• **Requirement**: Repeat the records below exactly, leaving out every picture.

• **Data provided**:
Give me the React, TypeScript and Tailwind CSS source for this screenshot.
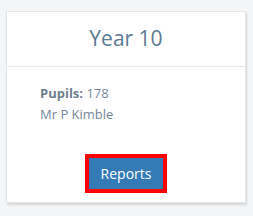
export default function App() {
  return (
    <div className="min-h-screen bg-[#f4f5f7] pt-[11px] pl-[6px]" style={{ fontFamily: '"Open Sans", sans-serif' }}>
      <div className="w-[240px] h-[192px] bg-white border border-[#e4e6e8] shadow-[1px_2px_2px_rgba(0,0,0,0.12)] flex flex-col">
        {/* Header */}
        <div className="h-[55px] border-b border-[#e6e8ea] flex items-center justify-center">
          <h3 className="text-[21px] leading-none text-[#5b7a94] pb-[1px]">Year 10</h3>
        </div>

        {/* Body */}
        <div className="pl-[33px] pt-[16px] text-[13px] leading-[21px] text-[#74879a]">
          <p>
            <span className="font-bold text-[#6f7f8f]">Pupils:</span> 178
          </p>
          <p>Mr P Kimble</p>
        </div>

        {/* Footer */}
        <div className="mt-auto flex justify-center pb-[9px]">
          <button className="border-[4px] border-[#ff0000] bg-[#337ab7] text-white text-[14px] leading-none h-[39px] px-[12px]">
            Reports
          </button>
        </div>
      </div>
    </div>
  );
}
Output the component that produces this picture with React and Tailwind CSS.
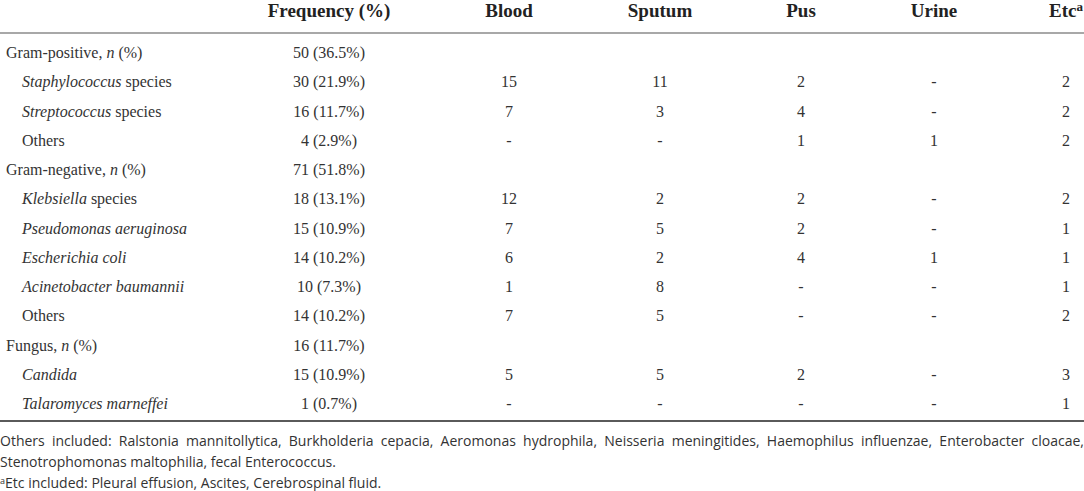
const groups = [
  {
    label: "Gram-positive",
    freq: "50 (36.5%)",
    items: [
      { name: "Staphylococcus", rest: " species", freq: "30 (21.9%)", v: ["15", "11", "2", "-", "2"] },
      { name: "Streptococcus", rest: " species", freq: "16 (11.7%)", v: ["7", "3", "4", "-", "2"] },
      { plain: "Others", freq: "4 (2.9%)", v: ["-", "-", "1", "1", "2"] },
    ],
  },
  {
    label: "Gram-negative",
    freq: "71 (51.8%)",
    items: [
      { name: "Klebsiella", rest: " species", freq: "18 (13.1%)", v: ["12", "2", "2", "-", "2"] },
      { name: "Pseudomonas aeruginosa", freq: "15 (10.9%)", v: ["7", "5", "2", "-", "1"] },
      { name: "Escherichia coli", freq: "14 (10.2%)", v: ["6", "2", "4", "1", "1"] },
      { name: "Acinetobacter baumannii", freq: "10 (7.3%)", v: ["1", "8", "-", "-", "1"] },
      { plain: "Others", freq: "14 (10.2%)", v: ["7", "5", "-", "-", "2"] },
    ],
  },
  {
    label: "Fungus",
    freq: "16 (11.7%)",
    items: [
      { name: "Candida", freq: "15 (10.9%)", v: ["5", "5", "2", "-", "3"] },
      { name: "Talaromyces marneffei", freq: "1 (0.7%)", v: ["-", "-", "-", "-", "1"] },
    ],
  },
];

// per-column padding nudges the centred text onto the reference columns
const pads = ["pl-[13px]", "pl-[4px]", "pl-[3px]", "", "pl-[48px]"];

export default function App() {
  const rows = [];
  groups.forEach((g) => {
    rows.push({ group: true, ...g });
    g.items.forEach((it) => rows.push(it));
  });

  return (
    <div className="w-[1084px] h-[491px] bg-white text-[#333] overflow-hidden">
      <div className="border-b-2 border-[#5a5a5a] pb-[2px] font-['Liberation_Serif',serif]">
        <table className="w-[1084px] table-fixed border-collapse">
          <colgroup>
            <col className="w-[250px]" />
            <col className="w-[170px]" />
            <col className="w-[165px]" />
            <col className="w-[146px]" />
            <col className="w-[137px]" />
            <col className="w-[132px]" />
            <col className="w-[84px]" />
          </colgroup>

          {/* HEADER */}
          <thead>
            <tr className="border-b-2 border-[#a8a8a8] text-[19px] font-bold text-[#222]">
              <th className="p-0 pb-[10px] leading-[22px]"></th>
              <th className="p-0 pb-[10px] pr-[12px] leading-[22px] text-center">Frequency (%)</th>
              <th className="p-0 pb-[10px] pl-[13px] leading-[22px] text-center">Blood</th>
              <th className="p-0 pb-[10px] pl-[4px] leading-[22px] text-center">Sputum</th>
              <th className="p-0 pb-[10px] pl-[3px] leading-[22px] text-center">Pus</th>
              <th className="p-0 pb-[10px] leading-[22px] text-center">Urine</th>
              <th className="p-0 pb-[10px] pl-[48px] leading-[22px] text-center whitespace-nowrap">
                Etc<sup className="text-[13px] font-bold">a</sup>
              </th>
            </tr>
          </thead>

          {/* BODY */}
          <tbody className="text-[16px]">
            <tr>
              <td colSpan={7} className="p-0 h-[5px]"></td>
            </tr>
            {rows.map((r, i) => (
              <tr key={i} className="leading-[29.25px]">
                <td className={r.group ? "p-0 pl-[6px] whitespace-nowrap" : "p-0 pl-[22px] whitespace-nowrap"}>
                  {r.group ? (
                    <>
                      {r.label}, <i>n</i> (%)
                    </>
                  ) : r.plain ? (
                    r.plain
                  ) : (
                    <>
                      <i>{r.name}</i>
                      {r.rest}
                    </>
                  )}
                </td>
                <td className="p-0 pr-[12px] text-center whitespace-nowrap">{r.freq}</td>
                {r.group
                  ? pads.map((p, j) => <td key={j} className="p-0"></td>)
                  : r.v.map((val, j) => (
                      <td key={j} className={`p-0 text-center ${pads[j]}`}>
                        {val}
                      </td>
                    ))}
              </tr>
            ))}
          </tbody>
        </table>
      </div>

      {/* FOOTNOTES */}
      <div className="pt-[8px] font-['Open_Sans',sans-serif] text-[14px] leading-[21px] text-[#333]">
        <p className="text-justify">
          Others included: Ralstonia mannitollytica, Burkholderia cepacia, Aeromonas hydrophila, Neisseria
          meningitides, Haemophilus influenzae, Enterobacter cloacae, Stenotrophomonas maltophilia, fecal
          Enterococcus.
        </p>
        <p>
          <sup className="text-[9px]">a</sup>Etc included: Pleural effusion, Ascites, Cerebrospinal fluid.
        </p>
      </div>
    </div>
  );
}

• **Final result**:
Give me the React, TypeScript and Tailwind CSS source for this screenshot.
export default function App() {
  return (
    <div className="min-h-screen bg-[#f4f5f7] pt-[11px] pl-[6px]" style={{ fontFamily: '"Open Sans", sans-serif' }}>
      <div className="w-[240px] h-[192px] bg-white border border-[#e4e6e8] shadow-[1px_2px_2px_rgba(0,0,0,0.12)] flex flex-col">
        {/* Header */}
        <div className="h-[55px] border-b border-[#e6e8ea] flex items-center justify-center">
          <h3 className="text-[21px] leading-none text-[#5b7a94] pb-[1px]">Year 10</h3>
        </div>

        {/* Body */}
        <div className="pl-[33px] pt-[16px] text-[13px] leading-[21px] text-[#74879a]">
          <p>
            <span className="font-bold text-[#6f7f8f]">Pupils:</span> 178
          </p>
          <p>Mr P Kimble</p>
        </div>

        {/* Footer */}
        <div className="mt-auto flex justify-center pb-[9px]">
          <button className="border-[4px] border-[#ff0000] bg-[#337ab7] text-white text-[14px] leading-none h-[39px] px-[12px]">
            Reports
          </button>
        </div>
      </div>
    </div>
  );
}
Output the component that produces this picture with React and Tailwind CSS.
const groups = [
  {
    label: "Gram-positive",
    freq: "50 (36.5%)",
    items: [
      { name: "Staphylococcus", rest: " species", freq: "30 (21.9%)", v: ["15", "11", "2", "-", "2"] },
      { name: "Streptococcus", rest: " species", freq: "16 (11.7%)", v: ["7", "3", "4", "-", "2"] },
      { plain: "Others", freq: "4 (2.9%)", v: ["-", "-", "1", "1", "2"] },
    ],
  },
  {
    label: "Gram-negative",
    freq: "71 (51.8%)",
    items: [
      { name: "Klebsiella", rest: " species", freq: "18 (13.1%)", v: ["12", "2", "2", "-", "2"] },
      { name: "Pseudomonas aeruginosa", freq: "15 (10.9%)", v: ["7", "5", "2", "-", "1"] },
      { name: "Escherichia coli", freq: "14 (10.2%)", v: ["6", "2", "4", "1", "1"] },
      { name: "Acinetobacter baumannii", freq: "10 (7.3%)", v: ["1", "8", "-", "-", "1"] },
      { plain: "Others", freq: "14 (10.2%)", v: ["7", "5", "-", "-", "2"] },
    ],
  },
  {
    label: "Fungus",
    freq: "16 (11.7%)",
    items: [
      { name: "Candida", freq: "15 (10.9%)", v: ["5", "5", "2", "-", "3"] },
      { name: "Talaromyces marneffei", freq: "1 (0.7%)", v: ["-", "-", "-", "-", "1"] },
    ],
  },
];

// per-column padding nudges the centred text onto the reference columns
const pads = ["pl-[13px]", "pl-[4px]", "pl-[3px]", "", "pl-[48px]"];

export default function App() {
  const rows = [];
  groups.forEach((g) => {
    rows.push({ group: true, ...g });
    g.items.forEach((it) => rows.push(it));
  });

  return (
    <div className="w-[1084px] h-[491px] bg-white text-[#333] overflow-hidden">
      <div className="border-b-2 border-[#5a5a5a] pb-[2px] font-['Liberation_Serif',serif]">
        <table className="w-[1084px] table-fixed border-collapse">
          <colgroup>
            <col className="w-[250px]" />
            <col className="w-[170px]" />
            <col className="w-[165px]" />
            <col className="w-[146px]" />
            <col className="w-[137px]" />
            <col className="w-[132px]" />
            <col className="w-[84px]" />
          </colgroup>

          {/* HEADER */}
          <thead>
            <tr className="border-b-2 border-[#a8a8a8] text-[19px] font-bold text-[#222]">
              <th className="p-0 pb-[10px] leading-[22px]"></th>
              <th className="p-0 pb-[10px] pr-[12px] leading-[22px] text-center">Frequency (%)</th>
              <th className="p-0 pb-[10px] pl-[13px] leading-[22px] text-center">Blood</th>
              <th className="p-0 pb-[10px] pl-[4px] leading-[22px] text-center">Sputum</th>
              <th className="p-0 pb-[10px] pl-[3px] leading-[22px] text-center">Pus</th>
              <th className="p-0 pb-[10px] leading-[22px] text-center">Urine</th>
              <th className="p-0 pb-[10px] pl-[48px] leading-[22px] text-center whitespace-nowrap">
                Etc<sup className="text-[13px] font-bold">a</sup>
              </th>
            </tr>
          </thead>

          {/* BODY */}
          <tbody className="text-[16px]">
            <tr>
              <td colSpan={7} className="p-0 h-[5px]"></td>
            </tr>
            {rows.map((r, i) => (
              <tr key={i} className="leading-[29.25px]">
                <td className={r.group ? "p-0 pl-[6px] whitespace-nowrap" : "p-0 pl-[22px] whitespace-nowrap"}>
                  {r.group ? (
                    <>
                      {r.label}, <i>n</i> (%)
                    </>
                  ) : r.plain ? (
                    r.plain
                  ) : (
                    <>
                      <i>{r.name}</i>
                      {r.rest}
                    </>
                  )}
                </td>
                <td className="p-0 pr-[12px] text-center whitespace-nowrap">{r.freq}</td>
                {r.group
                  ? pads.map((p, j) => <td key={j} className="p-0"></td>)
                  : r.v.map((val, j) => (
                      <td key={j} className={`p-0 text-center ${pads[j]}`}>
                        {val}
                      </td>
                    ))}
              </tr>
            ))}
          </tbody>
        </table>
      </div>

      {/* FOOTNOTES */}
      <div className="pt-[8px] font-['Open_Sans',sans-serif] text-[14px] leading-[21px] text-[#333]">
        <p className="text-justify">
          Others included: Ralstonia mannitollytica, Burkholderia cepacia, Aeromonas hydrophila, Neisseria
          meningitides, Haemophilus influenzae, Enterobacter cloacae, Stenotrophomonas maltophilia, fecal
          Enterococcus.
        </p>
        <p>
          <sup className="text-[9px]">a</sup>Etc included: Pleural effusion, Ascites, Cerebrospinal fluid.
        </p>
      </div>
    </div>
  );
}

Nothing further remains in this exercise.